Some repairs overlap directly with legal compliance. Electrical hazards, gas appliance faults, fire safety issues, unsafe stairs, broken smoke alarms and defective window restrictors are not just maintenance jobs. They may affect whether the property is legally safe to let.

That is why repair management should sit alongside certificate tracking, not separately from it. If your EICR identifies remedial work, or a gas safety inspection flags a defect, that is not something to leave buried in an email chain. The same goes for hazards identified during inspections or void works.

For portfolio landlords, the operational risk is rarely one major issue. It is the accumulation of smaller unresolved items across multiple properties. One missed follow-up can become a tenant complaint. Several missed follow-ups can become a pattern.

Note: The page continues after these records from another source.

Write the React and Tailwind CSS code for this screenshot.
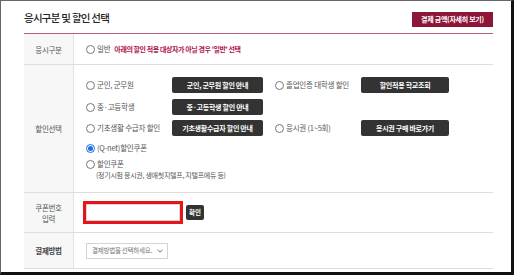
import React from 'react';

const font = { fontFamily: '"Noto Sans CJK KR", "Noto Sans", sans-serif' };

const Radio = ({ checked }) =>
    checked ? (
        <span className="inline-flex h-[9px] w-[9px] shrink-0 items-center justify-center rounded-full border border-[#1a6ee6] bg-white">
            <span className="h-[5px] w-[5px] rounded-full bg-[#1a6ee6]" />
        </span>
    ) : (
        <span className="inline-block h-[9px] w-[9px] shrink-0 rounded-full border border-[#777] bg-white" />
    );

const Option = ({ label, checked, width = 'w-[86px]' }) => (
    <div className={`flex ${width} shrink-0 items-center gap-[2px]`}>
        <Radio checked={checked} />
        <span className="text-[7.5px] leading-none tracking-[-0.03em] text-[#555]">{label}</span>
    </div>
);

const DarkButton = ({ children, width }) => (
    <button className={`flex h-[16px] ${width} shrink-0 items-center justify-center rounded-[2px] bg-[#333] text-[7px] font-bold leading-none tracking-[-0.04em] text-white`}>
        {children}
    </button>
);

const Label = ({ children }) => (
    <div className="flex w-[50px] shrink-0 items-center justify-center border-r border-[#e2e2e2] bg-[#f7f7f7] text-center text-[7.5px] leading-[11px] tracking-[-0.04em] text-[#555]">
        {children}
    </div>
);

export default function App() {
    return (
        <div
            style={font}
            className="h-[275px] w-[514px] overflow-hidden border-l border-t border-r-[3px] border-b-[3px] border-l-[#666] border-t-[#666] border-r-[#111] border-b-[#111] bg-white pl-[23px] pr-[18px]"
        >
            <div className="flex h-[32px] items-center justify-between pt-[2px]">
                <h1 className="text-[10.5px] font-medium leading-none tracking-[-0.07em] text-[#222]">응시구분 및 할인 선택</h1>
                <button className="mt-[2px] flex h-[15px] w-[81px] items-center justify-center bg-[#8c1538] text-[7px] font-bold leading-none tracking-[-0.04em] text-white">
                    결제 금액(자세히 보기)
                </button>
            </div>

            <div className="border-t border-[#b8607a]">
                {/* 응시구분 */}
                <div className="flex h-[31px] border-b border-[#dedede]">
                    <Label>응시구분</Label>
                    <div className="flex items-center pl-[12px]">
                        <Option label="일반" width="w-auto" />
                        <span className="ml-[4px] text-[7px] font-bold leading-none tracking-[-0.06em] text-[#b0124a]">
                            아래의 할인 적용 대상자가 아닐 경우 '일반' 선택
                        </span>
                    </div>
                </div>

                {/* 할인선택 */}
                <div className="flex h-[128px] border-b border-[#dedede]">
                    <Label>할인선택</Label>
                    <div className="flex flex-col pl-[12px] pt-[12px]">
                        <div className="flex h-[16px] items-center">
                            <Option label="군인, 군무원" />
                            <DarkButton width="w-[91px]">군인, 군무원 할인 안내</DarkButton>
                            <div className="ml-[12px] flex items-center">
                                <Option label="졸업인증 대학생 할인" />
                                <DarkButton width="w-[88px]">할인적용 학교조회</DarkButton>
                            </div>
                        </div>
                        <div className="mt-[6px] flex h-[16px] items-center">
                            <Option label="중·고등학생" />
                            <DarkButton width="w-[91px]">중·고등학생 할인 안내</DarkButton>
                        </div>
                        <div className="mt-[5px] flex h-[16px] items-center">
                            <Option label="기초생활 수급자 할인" />
                            <DarkButton width="w-[91px]">기초생활수급자 할인 안내</DarkButton>
                            <div className="ml-[12px] flex items-center">
                                <Option label="응시권 (1~5회)" />
                                <DarkButton width="w-[88px]">응시권 구매 바로가기</DarkButton>
                            </div>
                        </div>
                        <div className="mt-[4px] flex h-[16px] items-center">
                            <Option label="(Q-net)할인쿠폰" checked />
                        </div>
                        <div className="flex h-[16px] items-center">
                            <Option label="할인쿠폰" />
                        </div>
                        <div className="pl-[10px] text-[7px] leading-none tracking-[-0.04em] text-[#555]">
                            (정기시험 응시권, 생애첫지텔프, 지텔프에듀 등)
                        </div>
                    </div>
                </div>

                {/* 쿠폰번호 입력 */}
                <div className="flex h-[40px] border-b border-[#dedede]">
                    <Label>
                        쿠폰번호
                        <br />
                        입력
                    </Label>
                    <div className="flex items-center pl-[9px]">
                        <div className="flex h-[23px] w-[100px] items-center justify-center border-[3px] border-[#e8141b] bg-white">
                            <input className="h-[17px] w-[94px] border border-[#d6d6d6] bg-white outline-none" />
                        </div>
                        <button className="ml-[3px] flex h-[15px] w-[18px] items-center justify-center rounded-[2px] bg-[#333] text-[6.5px] font-bold leading-none text-white">
                            확인
                        </button>
                    </div>
                </div>

                {/* 결제방법 */}
                <div className="flex h-[36px] border-b border-[#dedede]">
                    <Label>
                        <span className="font-bold text-[#444]">결제방법</span>
                    </Label>
                    <div className="flex items-center pl-[12px]">
                        <div className="flex h-[16px] w-[82px] items-center justify-between border border-[#d4d4d4] bg-white pl-[5px] pr-[4px]">
                            <span className="text-[6.5px] leading-none tracking-[-0.04em] text-[#777]">결제방법을 선택하세요.</span>
                            <svg width="6" height="4" viewBox="0 0 6 4" fill="none">
                                <path d="M0.5 0.8 L3 3.2 L5.5 0.8" stroke="#666" strokeWidth="0.9" />
                            </svg>
                        </div>
                    </div>
                </div>
            </div>
        </div>
    );
}
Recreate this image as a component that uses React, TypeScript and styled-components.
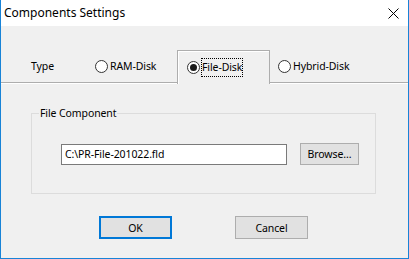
import * as React from 'react';
import styled, { createGlobalStyle } from 'styled-components';

const colors = {
  ACCENT: '#1883d7',
  FOCUS: '#0078d7',
  FACE: '#f0f0f0',
  BUTTON: '#e1e1e1',
  BUTTON_BORDER: '#adadad',
  TAB_BORDER: '#adadad',
  GROUP_BORDER: '#dcdcdc',
  INPUT_BORDER: '#7a7a7a',
  TEXT: '#000000',
};

const GlobalStyle = createGlobalStyle`
  html, body {
    margin: 0;
    padding: 0;
    background: #ffffff;
  }
  * {
    box-sizing: border-box;
  }
`;

const Window = styled.div`
  display: flex;
  flex-direction: column;
  width: 409px;
  height: 259px;
  border: 1px solid ${colors.ACCENT};
  border-top: none;
  font-family: 'Segoe UI', 'Noto Sans', sans-serif;
  font-size: 10.5px;
  letter-spacing: -0.1px;
  color: ${colors.TEXT};
  background: ${colors.FACE};
`;

const TitleBar = styled.div`
  display: flex;
  align-items: center;
  justify-content: space-between;
  height: 26px;
  padding: 0 9px 0 3px;
  background: #ffffff;
`;

const Title = styled.span`
  font-size: 12px;
  letter-spacing: 0;
  padding-bottom: 1px;
`;

const CloseIcon = () => (
  <svg width="11" height="11" viewBox="0 0 11 11">
    <path d="M0.5 0.5 L10.5 10.5 M10.5 0.5 L0.5 10.5" stroke="#000" strokeWidth="1" fill="none" />
  </svg>
);

const Body = styled.div`
  display: flex;
  flex-direction: column;
  flex: 1;
  padding-top: 24px;
`;

const TabRow = styled.div`
  display: flex;
  align-items: stretch;
  height: 33px;
  padding-left: 30px;
  border-bottom: 1px solid ${colors.TAB_BORDER};
  box-shadow: 0 1px 0 #ffffff;
`;

const TypeLabel = styled.span`
  display: flex;
  align-items: center;
  width: 64px;
`;

const Tab = styled.div<{ $selected?: boolean; $width?: number; $inset?: number }>`
  display: flex;
  align-items: center;
  padding-left: ${p => (p.$inset ? `${p.$inset}px` : '0')};
  width: ${p => (p.$width ? `${p.$width}px` : 'auto')};
  ${p =>
    p.$selected &&
    `
    border: 1px solid ${colors.TAB_BORDER};
    border-bottom: none;
    box-shadow: inset 1px 1px 0 #ffffff;
    margin-bottom: -2px;
    background: ${colors.FACE};
    position: relative;
    z-index: 1;
  `}
`;

const Radio = styled.span<{ $checked?: boolean }>`
  display: inline-flex;
  align-items: center;
  justify-content: center;
  width: 13px;
  height: 13px;
  border: 1px solid #333333;
  border-radius: 50%;
  background: #ffffff;
  margin-right: 2px;

  &:after {
    content: '';
    display: ${p => (p.$checked ? 'block' : 'none')};
    width: 7px;
    height: 7px;
    border-radius: 50%;
    background: #1a1a1a;
  }
`;

const RadioText = styled.span<{ $focused?: boolean }>`
  padding: 1px 0 2px;
  line-height: 14px;
  outline: ${p => (p.$focused ? '1px dotted #000' : 'none')};
  outline-offset: 0;
`;

const Panel = styled.div`
  display: flex;
  flex-direction: column;
  flex: 1;
  padding: 22px 32px 0 30px;
`;

const GroupBox = styled.fieldset`
  margin: 0;
  padding: 22px 16px 0 7px;
  height: 89px;
  border: 1px solid ${colors.GROUP_BORDER};
`;

const Legend = styled.legend`
  padding: 0 1px;
  line-height: 16px;
`;

const FileRow = styled.div`
  display: flex;
  align-items: center;
  justify-content: space-between;
  padding-left: 22px;
`;

const PathInput = styled.input`
  width: 226px;
  height: 21px;
  padding: 0 3px;
  border: 1px solid ${colors.INPUT_BORDER};
  background: #ffffff;
  font: inherit;
  letter-spacing: inherit;
  color: ${colors.TEXT};
  outline: none;
`;

const Button = styled.button<{ $default?: boolean; $width?: number; $height?: number }>`
  width: ${p => (p.$width ? `${p.$width}px` : '73px')};
  height: ${p => (p.$height ? `${p.$height}px` : '23px')};
  padding: 0;
  font: inherit;
  letter-spacing: inherit;
  color: ${colors.TEXT};
  background: ${colors.BUTTON};
  border: ${p => (p.$default ? `2px solid ${colors.FOCUS}` : `1px solid ${colors.BUTTON_BORDER}`)};
`;

const ButtonRow = styled.div`
  display: flex;
  justify-content: center;
  gap: 63px;
  margin-top: 22px;
`;

export default function App() {
  return (
    <>
      <GlobalStyle />
      <Window>
        <TitleBar>
          <Title>Components Settings</Title>
          <CloseIcon />
        </TitleBar>
        <Body>
          <TabRow>
            <TypeLabel>Type</TypeLabel>
            <Tab $width={82}>
              <Radio />
              <RadioText>RAM-Disk</RadioText>
            </Tab>
            <Tab $selected $width={93} $inset={9}>
              <Radio $checked />
              <RadioText $focused>File-Disk</RadioText>
            </Tab>
            <Tab $inset={8}>
              <Radio />
              <RadioText>Hybrid-Disk</RadioText>
            </Tab>
          </TabRow>
          <Panel>
            <GroupBox>
              <Legend>File Component</Legend>
              <FileRow>
                <PathInput defaultValue="C:\PR-File-201022.fld" readOnly />
                <Button $width={59} $height={22}>Browse...</Button>
              </FileRow>
            </GroupBox>
            <ButtonRow>
              <Button $default>OK</Button>
              <Button>Cancel</Button>
            </ButtonRow>
          </Panel>
        </Body>
      </Window>
    </>
  );
}
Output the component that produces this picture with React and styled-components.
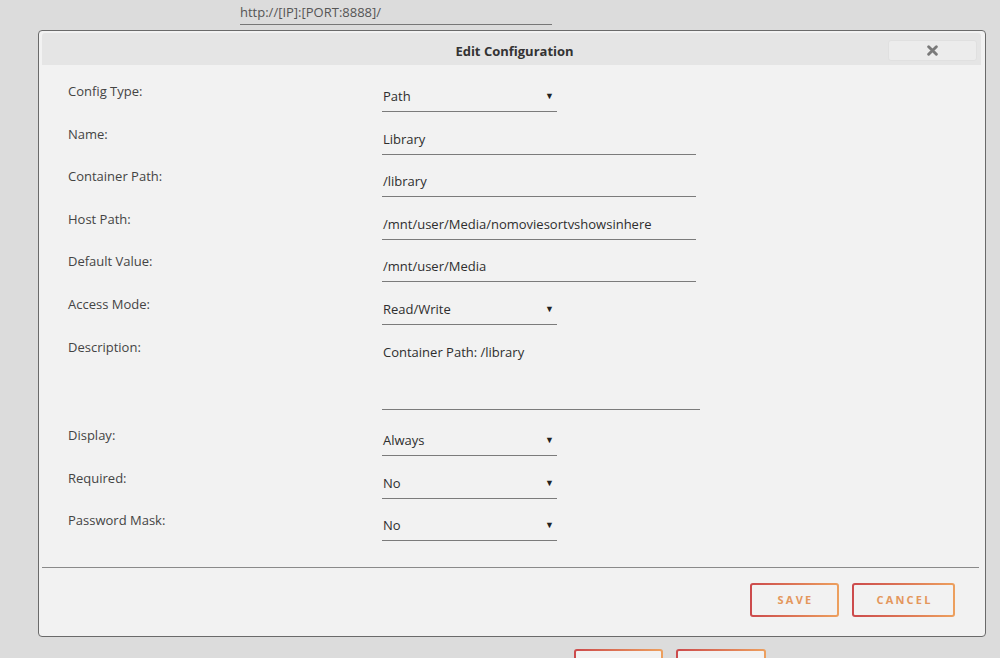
import styled, { createGlobalStyle } from "styled-components";

const GlobalStyle = createGlobalStyle`
  html, body {
    margin: 0;
    padding: 0;
    background: #dcdcdc;
    font-family: "Open Sans", "Noto Sans", sans-serif;
    font-size: 13px;
    color: #333;
  }
`;

const fields = [
  { label: "Config Type:", value: "Path", kind: "select" },
  { label: "Name:", value: "Library", kind: "text" },
  { label: "Container Path:", value: "/library", kind: "text" },
  { label: "Host Path:", value: "/mnt/user/Media/nomoviesortvshowsinhere", kind: "text" },
  { label: "Default Value:", value: "/mnt/user/Media", kind: "text" },
  { label: "Access Mode:", value: "Read/Write", kind: "select" },
  { label: "Description:", value: "Container Path: /library", kind: "area" },
  { label: "Display:", value: "Always", kind: "select" },
  { label: "Required:", value: "No", kind: "select" },
  { label: "Password Mask:", value: "No", kind: "select" },
];

const App = () => {
  return (
    <Page>
      <GlobalStyle />
      <UrlField>http://[IP]:[PORT:8888]/</UrlField>
      <Dialog>
        <TitleBar>
          <Title>Edit Configuration</Title>
          <CloseButton>
            <svg width="11" height="11" viewBox="0 0 10 10">
              <path d="M1.5 1.5 L8.5 8.5 M8.5 1.5 L1.5 8.5" stroke="#7a7a7a" strokeWidth="2.6" strokeLinecap="round" />
            </svg>
          </CloseButton>
        </TitleBar>
        <Form>
          {fields.map((f) => (
            <Row key={f.label} $tall={f.kind === "area"}>
              <Label>{f.label}</Label>
              <Input $kind={f.kind}>
                <span>{f.value}</span>
                {f.kind === "select" && <Arrow>▼</Arrow>}
              </Input>
            </Row>
          ))}
        </Form>
        <Divider />
        <Footer>
          <Button $w={89}>SAVE</Button>
          <Button $w={103}>CANCEL</Button>
        </Footer>
      </Dialog>
      <BehindButtons>
        <Button $w={89} />
        <Button $w={90} />
      </BehindButtons>
    </Page>
  );
};

const Page = styled.div`
  width: 1000px;
  height: 658px;
  overflow: hidden;
`;

const UrlField = styled.div`
  margin-left: 240px;
  width: 312px;
  padding: 3px 0 3px;
  line-height: 18px;
  color: #555;
  border-bottom: 1px solid #777;
`;

const Dialog = styled.div`
  margin: 5px 0 0 38px;
  width: 939px;
  height: 603px;
  border: 1px solid #6a6a6a;
  border-radius: 4px;
  background: #f2f2f2;
  padding: 2px 4px 0 3px;
  display: flex;
  flex-direction: column;
`;

const TitleBar = styled.div`
  height: 32px;
  background: #e5e5e5;
  border-radius: 3px 3px 0 0;
  display: flex;
  align-items: center;
  justify-content: center;
  position: relative;
`;

const Title = styled.div`
  font-weight: 700;
  font-size: 13px;
  color: #333;
  margin: 3px 0 0 6px;
`;

const CloseButton = styled.div`
  position: absolute;
  right: 4px;
  top: 7px;
  width: 87px;
  height: 19px;
  background: #ececec;
  border: 1px solid #e0e0e0;
  border-radius: 3px;
  display: flex;
  align-items: center;
  justify-content: center;
`;

const Form = styled.div`
  padding: 11px 0 0 26px;
  display: flex;
  flex-direction: column;
`;

const Row = styled.div`
  display: grid;
  grid-template-columns: 314px 1fr;
  height: ${(p) => (p.$tall ? "88.4px" : "42.6px")};
`;

const Label = styled.div`
  padding-top: 6px;
  line-height: 18px;
  color: #444;
`;

const Input = styled.div`
  width: ${(p) => (p.$kind === "select" ? "174px" : p.$kind === "area" ? "317px" : "313px")};
  height: ${(p) => (p.$kind === "area" ? "60px" : "18px")};
  padding: 11px 0 6px 1px;
  line-height: 18px;
  border-bottom: 1px solid #7b7b7b;
  color: #2e2e2e;
  display: flex;
  align-items: flex-start;
  justify-content: space-between;
`;

const Arrow = styled.span`
  font-size: 9px;
  color: #222;
  margin-right: 3px;
`;

const Divider = styled.div`
  margin: 19px 2px 0 0;
  height: 1px;
  background: #8a8a8a;
`;

const Footer = styled.div`
  display: flex;
  justify-content: flex-end;
  gap: 13px;
  padding: 15px 26px 0 0;
`;

const Button = styled.div`
  width: ${(p) => p.$w}px;
  height: 34px;
  box-sizing: border-box;
  border: 2px solid transparent;
  border-radius: 3px;
  background:
    linear-gradient(#f2f2f2, #f2f2f2) padding-box,
    linear-gradient(90deg, #cc4a4c, #eda05e) border-box;
  display: flex;
  align-items: center;
  justify-content: center;
  font-size: 11px;
  font-weight: 700;
  letter-spacing: 2.2px;
  color: #e4975c;
  padding-left: 2px;
`;

const BehindButtons = styled.div`
  display: flex;
  gap: 13px;
  margin: 12px 0 0 574px;
`;

export default App;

Paying for repairs and controlling costs

Landlords are responsible for funding repairs that fall within their obligation, but the cheapest fix is not always the lowest-cost decision. Repeated callouts for the same issue, poor contractor notes, and missing job history can quietly drain profitability.

A proper repair record helps you see patterns. If one property has repeated plumbing issues, you may be looking at a wider system problem rather than isolated incidents. If the same tenant reports recurring extractor fan problems, it may be worth checking humidity, insulation and ventilation together instead of replacing parts one by one.

This is where portfolio visibility matters. Repairs should not just be logged as expenses. They should be tracked against property performance so you can see whether a unit is suffering from recurring maintenance drag, whether older stock is becoming less profitable, or whether planned replacement would be more efficient than repeated reactive spend.

The practical standard: be responsive, documented and consistent

Most repair disputes are not caused by confusion over whether a collapsed ceiling needs fixing. They come from slower, messier situations - a report not acknowledged, an inspection not followed up, a contractor visit not recorded, a tenant blaming damp on the building while the landlord blames lifestyle.

The safest approach is practical rather than dramatic. Acknowledge reports quickly. Triage by risk. Keep written records. Inspect when the cause is unclear. Confirm what has been agreed. Close the loop once works are completed.

Landlords who manage repairs well tend to do three things consistently. They separate urgent from routine issues, they keep evidence rather than relying on memory, and they review repair trends at property level rather than treating every job as a one-off. That gives you better control over compliance, tenant communication and cost.

Repairs are part of the job, but they should not feel chaotic. When your responsibilities are clear and your records are organised, even difficult maintenance issues become easier to handle calmly, commercially and on time.